» What is needed:
Exclude the pictures and return every line exactly as written.

» Given data:
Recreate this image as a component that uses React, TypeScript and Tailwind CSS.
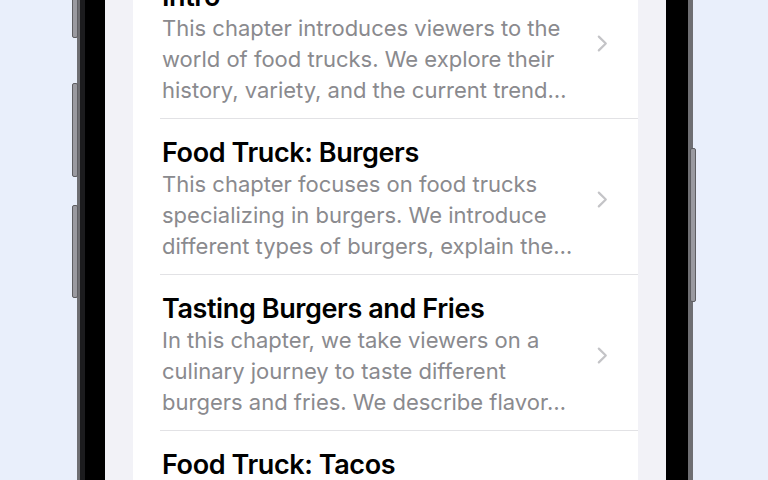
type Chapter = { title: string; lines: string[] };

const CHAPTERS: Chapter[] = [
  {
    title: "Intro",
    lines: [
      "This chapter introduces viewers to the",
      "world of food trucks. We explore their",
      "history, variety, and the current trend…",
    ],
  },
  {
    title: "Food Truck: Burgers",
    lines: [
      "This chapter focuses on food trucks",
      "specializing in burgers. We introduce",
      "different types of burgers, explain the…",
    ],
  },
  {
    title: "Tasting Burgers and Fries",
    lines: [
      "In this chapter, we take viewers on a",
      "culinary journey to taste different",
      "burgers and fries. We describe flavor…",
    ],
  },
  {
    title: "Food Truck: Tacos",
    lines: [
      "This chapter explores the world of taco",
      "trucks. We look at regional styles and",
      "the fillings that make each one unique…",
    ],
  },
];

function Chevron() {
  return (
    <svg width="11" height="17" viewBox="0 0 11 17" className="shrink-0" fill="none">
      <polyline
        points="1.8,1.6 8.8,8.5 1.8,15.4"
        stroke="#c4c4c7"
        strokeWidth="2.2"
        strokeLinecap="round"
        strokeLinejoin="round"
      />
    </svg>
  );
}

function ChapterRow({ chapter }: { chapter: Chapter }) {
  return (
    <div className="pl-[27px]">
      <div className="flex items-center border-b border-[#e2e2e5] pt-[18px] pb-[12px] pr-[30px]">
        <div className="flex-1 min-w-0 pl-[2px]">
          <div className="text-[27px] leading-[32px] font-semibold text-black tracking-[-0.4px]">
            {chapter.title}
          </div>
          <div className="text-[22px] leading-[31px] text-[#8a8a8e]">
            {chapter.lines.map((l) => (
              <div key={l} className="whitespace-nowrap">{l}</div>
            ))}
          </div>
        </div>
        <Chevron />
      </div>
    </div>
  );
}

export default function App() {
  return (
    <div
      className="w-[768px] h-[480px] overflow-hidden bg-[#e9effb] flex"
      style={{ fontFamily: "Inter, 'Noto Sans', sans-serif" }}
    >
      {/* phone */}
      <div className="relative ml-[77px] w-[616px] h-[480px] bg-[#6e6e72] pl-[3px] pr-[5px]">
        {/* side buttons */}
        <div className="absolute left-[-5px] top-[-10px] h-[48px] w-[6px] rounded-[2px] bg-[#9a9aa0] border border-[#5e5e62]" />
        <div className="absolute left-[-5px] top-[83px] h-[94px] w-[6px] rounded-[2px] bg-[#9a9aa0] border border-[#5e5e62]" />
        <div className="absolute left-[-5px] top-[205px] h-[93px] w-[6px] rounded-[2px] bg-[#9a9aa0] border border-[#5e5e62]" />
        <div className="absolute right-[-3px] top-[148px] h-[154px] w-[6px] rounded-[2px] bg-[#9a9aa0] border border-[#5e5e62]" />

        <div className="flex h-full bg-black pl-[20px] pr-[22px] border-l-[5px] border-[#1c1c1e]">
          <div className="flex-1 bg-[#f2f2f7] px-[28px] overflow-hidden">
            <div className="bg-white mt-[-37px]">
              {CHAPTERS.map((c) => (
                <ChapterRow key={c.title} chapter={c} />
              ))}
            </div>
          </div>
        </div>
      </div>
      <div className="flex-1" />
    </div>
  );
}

» Completed exercise:
Recreate this image as a component that uses React, TypeScript and Tailwind CSS.
type Chapter = { title: string; lines: string[] };

const CHAPTERS: Chapter[] = [
  {
    title: "Intro",
    lines: [
      "This chapter introduces viewers to the",
      "world of food trucks. We explore their",
      "history, variety, and the current trend…",
    ],
  },
  {
    title: "Food Truck: Burgers",
    lines: [
      "This chapter focuses on food trucks",
      "specializing in burgers. We introduce",
      "different types of burgers, explain the…",
    ],
  },
  {
    title: "Tasting Burgers and Fries",
    lines: [
      "In this chapter, we take viewers on a",
      "culinary journey to taste different",
      "burgers and fries. We describe flavor…",
    ],
  },
  {
    title: "Food Truck: Tacos",
    lines: [
      "This chapter explores the world of taco",
      "trucks. We look at regional styles and",
      "the fillings that make each one unique…",
    ],
  },
];

function Chevron() {
  return (
    <svg width="11" height="17" viewBox="0 0 11 17" className="shrink-0" fill="none">
      <polyline
        points="1.8,1.6 8.8,8.5 1.8,15.4"
        stroke="#c4c4c7"
        strokeWidth="2.2"
        strokeLinecap="round"
        strokeLinejoin="round"
      />
    </svg>
  );
}

function ChapterRow({ chapter }: { chapter: Chapter }) {
  return (
    <div className="pl-[27px]">
      <div className="flex items-center border-b border-[#e2e2e5] pt-[18px] pb-[12px] pr-[30px]">
        <div className="flex-1 min-w-0 pl-[2px]">
          <div className="text-[27px] leading-[32px] font-semibold text-black tracking-[-0.4px]">
            {chapter.title}
          </div>
          <div className="text-[22px] leading-[31px] text-[#8a8a8e]">
            {chapter.lines.map((l) => (
              <div key={l} className="whitespace-nowrap">{l}</div>
            ))}
          </div>
        </div>
        <Chevron />
      </div>
    </div>
  );
}

export default function App() {
  return (
    <div
      className="w-[768px] h-[480px] overflow-hidden bg-[#e9effb] flex"
      style={{ fontFamily: "Inter, 'Noto Sans', sans-serif" }}
    >
      {/* phone */}
      <div className="relative ml-[77px] w-[616px] h-[480px] bg-[#6e6e72] pl-[3px] pr-[5px]">
        {/* side buttons */}
        <div className="absolute left-[-5px] top-[-10px] h-[48px] w-[6px] rounded-[2px] bg-[#9a9aa0] border border-[#5e5e62]" />
        <div className="absolute left-[-5px] top-[83px] h-[94px] w-[6px] rounded-[2px] bg-[#9a9aa0] border border-[#5e5e62]" />
        <div className="absolute left-[-5px] top-[205px] h-[93px] w-[6px] rounded-[2px] bg-[#9a9aa0] border border-[#5e5e62]" />
        <div className="absolute right-[-3px] top-[148px] h-[154px] w-[6px] rounded-[2px] bg-[#9a9aa0] border border-[#5e5e62]" />

        <div className="flex h-full bg-black pl-[20px] pr-[22px] border-l-[5px] border-[#1c1c1e]">
          <div className="flex-1 bg-[#f2f2f7] px-[28px] overflow-hidden">
            <div className="bg-white mt-[-37px]">
              {CHAPTERS.map((c) => (
                <ChapterRow key={c.title} chapter={c} />
              ))}
            </div>
          </div>
        </div>
      </div>
      <div className="flex-1" />
    </div>
  );
}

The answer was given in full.